Noah is in “foundation” at school. He has been given phonics to learn since the day he started foundation. I vowed I would never, ever be That Pushy Parent. In fact, I read an article in the Daily Mail recently* which left me thinking what in the name of Lucifer are these people thinking? Why would they push their kids so insanely hard? Are they mentalists? Shall I get off my high horse now?
And I remember saying to myself “fuck that, no way am I pushing my kids that hard.”
This morning, Noah is home because he was working on his Bodily Orifice Fluid (BOF) yesterday, and so isn’t allowed to go to school. Me? I would have sent him. It’s only because he ate a gallon of fruit for breakfast and then continued to shovel food down his gullet the entire day, why we had expulsions. He was perfectly fine in himself, no complaints of aches or pains at all. So this morning I was still asking D if he was going to school.
What? I didn’t want him to miss out. Or something.
I thought maybe I was being a little bit pushy, so I let it go. Y’know, other parents would be pissed if he went in and suddenly pebble dashed the entire classroom, right? Right.
What I DIDN’T see coming, was me lying in bed thinking about getting his cello out so he can have a play. I thought that could be his musical fix, EVEN THOUGH he played on my piano last night for 15 minutes AND regularly sings songs throughout the week anyway. Not even out of bed and already planning a school day. I decided to move on, but hadn’t predicted putting on a counting and maths DVD (WHUT? It was Mickey Mouse. STFU.) quickly followed by working through a couple of pages in his maths books while I downloaded more numbers and letters apps for my iPad. I gave him a pot of crayons to attempt to write some letters and numbers. After that, I gave him his phonics cards to play around with where he casually breezed through the 19 letters he knows so far.

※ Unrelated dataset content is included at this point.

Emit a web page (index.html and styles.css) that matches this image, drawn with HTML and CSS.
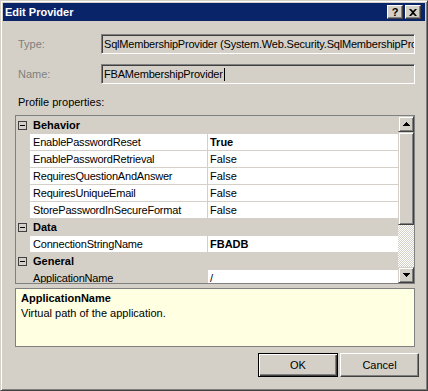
FILE: index.html
```html
<!DOCTYPE html>
<html>
<head>
<meta charset="utf-8">
<title>Edit Provider</title>
<link rel="stylesheet" href="styles.css">
</head>
<body>
<div class="window">
  <div class="titlebar">
    <span class="title">Edit Provider</span>
    <div class="tbtns">
      <div class="tbtn help">?</div>
      <div class="tbtn close"><svg width="8" height="7" viewBox="0 0 8 7"><path d="M0 0h2l2 2 2-2h2L5 3.5 8 7H6L4 5 2 7H0l3-3.5z" fill="#000"/></svg></div>
    </div>
  </div>
  <div class="client">
    <div class="field"><span class="lbl">Type:</span><div class="textbox">SqlMembershipProvider (System.Web.Security.SqlMembershipProvider, System.Web, Version=2.0.0.0, Culture=neutral)</div></div>
    <div class="field name"><span class="lbl">Name:</span><div class="textbox">FBAMembershipProvider<span class="caret"></span></div></div>
    <div class="section-label">Profile properties:</div>
    <div class="grid">
      <div class="rows">
        <div class="cat"><span class="margin"><span class="expander"></span></span><span class="catname">Behavior</span></div>
        <div class="prop"><span class="margin"></span><span class="pname">EnablePasswordReset</span><span class="pval bold">True</span></div>
        <div class="prop"><span class="margin"></span><span class="pname">EnablePasswordRetrieval</span><span class="pval">False</span></div>
        <div class="prop"><span class="margin"></span><span class="pname">RequiresQuestionAndAnswer</span><span class="pval">False</span></div>
        <div class="prop"><span class="margin"></span><span class="pname">RequiresUniqueEmail</span><span class="pval">False</span></div>
        <div class="prop"><span class="margin"></span><span class="pname">StorePasswordInSecureFormat</span><span class="pval">False</span></div>
        <div class="cat"><span class="margin"><span class="expander"></span></span><span class="catname">Data</span></div>
        <div class="prop"><span class="margin"></span><span class="pname">ConnectionStringName</span><span class="pval bold">FBADB</span></div>
        <div class="cat"><span class="margin"><span class="expander"></span></span><span class="catname">General</span></div>
        <div class="prop sel"><span class="margin"></span><span class="pname">ApplicationName</span><span class="pval">/</span></div>
      </div>
      <div class="vscroll">
        <div class="sbtn"><svg width="7" height="4" viewBox="0 0 7 4"><path d="M3 0h1v1h1v1h1v1h1v1H0V3h1V2h1V1h1z" fill="#000"/></svg></div>
        <div class="thumb"></div>
        <div class="track"></div>
        <div class="sbtn"><svg width="7" height="4" viewBox="0 0 7 4"><path d="M0 0h7v1H6v1H5v1H4v1H3V3H2V2H1V1H0z" fill="#000"/></svg></div>
      </div>
    </div>
    <div class="desc">
      <div class="desc-title">ApplicationName</div>
      <div>Virtual path of the application.</div>
    </div>
    <div class="buttons">
      <button class="btn default">OK</button>
      <button class="btn cancel">Cancel</button>
    </div>
  </div>
</div>
</body>
</html>
```

FILE: styles.css
```css
* { box-sizing: border-box; }
html, body { margin: 0; padding: 0; background: #D4D0C8; }
body {
  font-family: "Liberation Sans", Arial, sans-serif;
  font-size: 11px;
  color: #000;
}
.window {
  width: 428px;
  height: 391px;
  border: 1px solid;
  border-color: #D4D0C8 #404040 #404040 #D4D0C8;
  box-shadow: inset 1px 1px #fff, inset -1px -1px #808080;
  padding: 2px;
  background: #D4D0C8;
  display: flex;
  flex-direction: column;
}
.titlebar {
  height: 18px;
  flex-shrink: 0;
  background: #0A246A;
  display: flex;
  align-items: center;
  justify-content: space-between;
  padding: 0 4px 0 2px;
}
.title {
  color: #fff;
  font-weight: bold;
  line-height: 18px;
}
.tbtns { display: flex; gap: 2px; }
.tbtn {
  width: 16px;
  height: 14px;
  background: #D4D0C8;
  border: 1px solid;
  border-color: #fff #404040 #404040 #fff;
  box-shadow: inset -1px -1px #808080;
  display: flex;
  align-items: center;
  justify-content: center;
  font-weight: bold;
  font-size: 11px;
  line-height: 12px;
}
.tbtn.close svg { display: block; }
.client {
  flex: 1;
  display: flex;
  flex-direction: column;
  padding: 13px 6px 0 12px;
}
.field {
  display: flex;
  align-items: center;
  height: 20px;
  padding-left: 3px;
  margin-right: 4px;
}
.field.name { margin-top: 10px; }
.lbl { width: 83px; flex-shrink: 0; color: #808080; }
.textbox {
  flex: 1;
  min-width: 0;
  height: 20px;
  border: 1px solid;
  border-color: #808080 #fff #fff #808080;
  box-shadow: inset 1px 1px #404040, inset -1px -1px #D4D0C8;
  background: #D4D0C8;
  padding: 1px 2px;
  line-height: 16px;
  letter-spacing: -0.2px;
  white-space: nowrap;
  overflow: hidden;
  display: flex;
  align-items: center;
}
.caret {
  display: inline-block;
  width: 1px;
  height: 13px;
  background: #000;
  margin-left: 1px;
}
.section-label {
  margin-top: 10px;
  line-height: 16px;
  padding-left: 3px;
}
.grid {
  margin-top: 5px;
  margin-right: 4px;
  height: 169px;
  flex-shrink: 0;
  border: 1px solid #808080;
  background: #D4D0C8;
  display: flex;
  overflow: hidden;
}
.rows {
  flex: 1;
  min-width: 0;
  display: flex;
  flex-direction: column;
  gap: 1px;
  padding-top: 1px;
  overflow: hidden;
}
.cat, .prop {
  display: flex;
  height: 16px;
  flex-shrink: 0;
  line-height: 16px;
  white-space: nowrap;
}
.margin {
  width: 14px;
  flex-shrink: 0;
  display: flex;
  align-items: center;
  padding-left: 2px;
}
.expander {
  width: 9px;
  height: 9px;
  border: 1px solid #404040;
  display: flex;
  align-items: center;
  justify-content: center;
}
.expander::after {
  content: "";
  width: 5px;
  height: 1px;
  background: #000;
}
.catname { font-weight: bold; padding-left: 3px; }
.pname {
  width: 177px;
  flex-shrink: 0;
  background: #fff;
  padding-left: 3px;
  margin-right: 1px;
  letter-spacing: -0.2px;
  overflow: hidden;
}
.pval {
  flex: 1;
  background: #fff;
  padding-left: 2px;
}
.bold { font-weight: bold; }
.prop.sel .pname { background: #D4D0C8; }
.vscroll {
  width: 16px;
  flex-shrink: 0;
  display: flex;
  flex-direction: column;
}
.sbtn, .thumb {
  background: #D4D0C8;
  border: 1px solid;
  border-color: #D4D0C8 #404040 #404040 #D4D0C8;
  box-shadow: inset 1px 1px #fff, inset -1px -1px #808080;
}
.sbtn {
  height: 16px;
  flex-shrink: 0;
  display: flex;
  align-items: center;
  justify-content: center;
}
.sbtn svg { display: block; }
.thumb { height: 93px; flex-shrink: 0; }
.track {
  flex: 1;
  background-image: conic-gradient(#fff 25%, #D4D0C8 0 50%, #fff 0 75%, #D4D0C8 0);
  background-size: 2px 2px;
}
.desc {
  margin-top: 4px;
  margin-right: 4px;
  height: 59px;
  flex-shrink: 0;
  border: 1px solid #808080;
  background: #FFFFE1;
  padding: 2px 5px;
  line-height: 15px;
}
.desc-title { font-weight: bold; }
.buttons {
  margin-top: 6px;
  display: flex;
  justify-content: flex-end;
  gap: 2px;
}
.btn {
  height: 24px;
  font: inherit;
  color: #000;
  background: #D4D0C8;
  padding: 0;
  border: 1px solid;
  text-align: center;
}
.btn.default {
  width: 80px;
  border-color: #000;
  box-shadow: inset 1px 1px #fff, inset -1px -1px #404040, inset -2px -2px #808080;
}
.btn.cancel {
  width: 79px;
  border-color: #fff #404040 #404040 #fff;
  box-shadow: inset -1px -1px #808080;
}
```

I swear to god, it wasn’t planned. But the fear of him falling behind from just one day off from school seemed to have permeated my brain, leaving me a shell of my former, slightly normal self, and instead there was this crazed parent, determined to get her nearly 4 year old doing quantum physics by the end of the day.
What the fuck happened? He is not even FOUR, for crying out loud. He fidgets like crazy every time I sit him down to do this stuff, and sometimes he freezes over completely when he sees the books or cards or whatever sitting on the counter. Can I blame the kid? No. Do I blame myself? Partly. And the school? Also partly. I don’t like reading his Reading Diary and seeing “Noah still doesn’t know “b”, please keep practising at home.” What in the hell do you think we’re doing? Do you not think he tries? Did it never occur to you that maybe he’s just a fraction slower than the other kids?
Not everyone is a genius.
The very fact that Noah even KNOWS the phonic sounds for 19 letter of the alphabet, pleases me immensely. He is so not stupid. I’ve never known any kid ask so many questions, and repeats the answers back to us some weeks later (after no recap). I need to give him a break. Which will happen as soon as the teachers give me a break. Sometimes a kid wants to come home from school and just be a kid. That’s no crime. Now, as soon as I can wake the fuck up and ensure that is actually happening here at home, that will be sweeeeeeeeeeeeet.
Now excuse me, Mickey Mouse is counting something else on Disney Jnr, and I need to make sure Noah is paying attention.
* Please don’t hate me The Mr sent it and I didn’t know what it linked to and I suddenly found myself on the site and I didn’t mean to be there but it just happened it was an accident I’m sorry it’s his fault.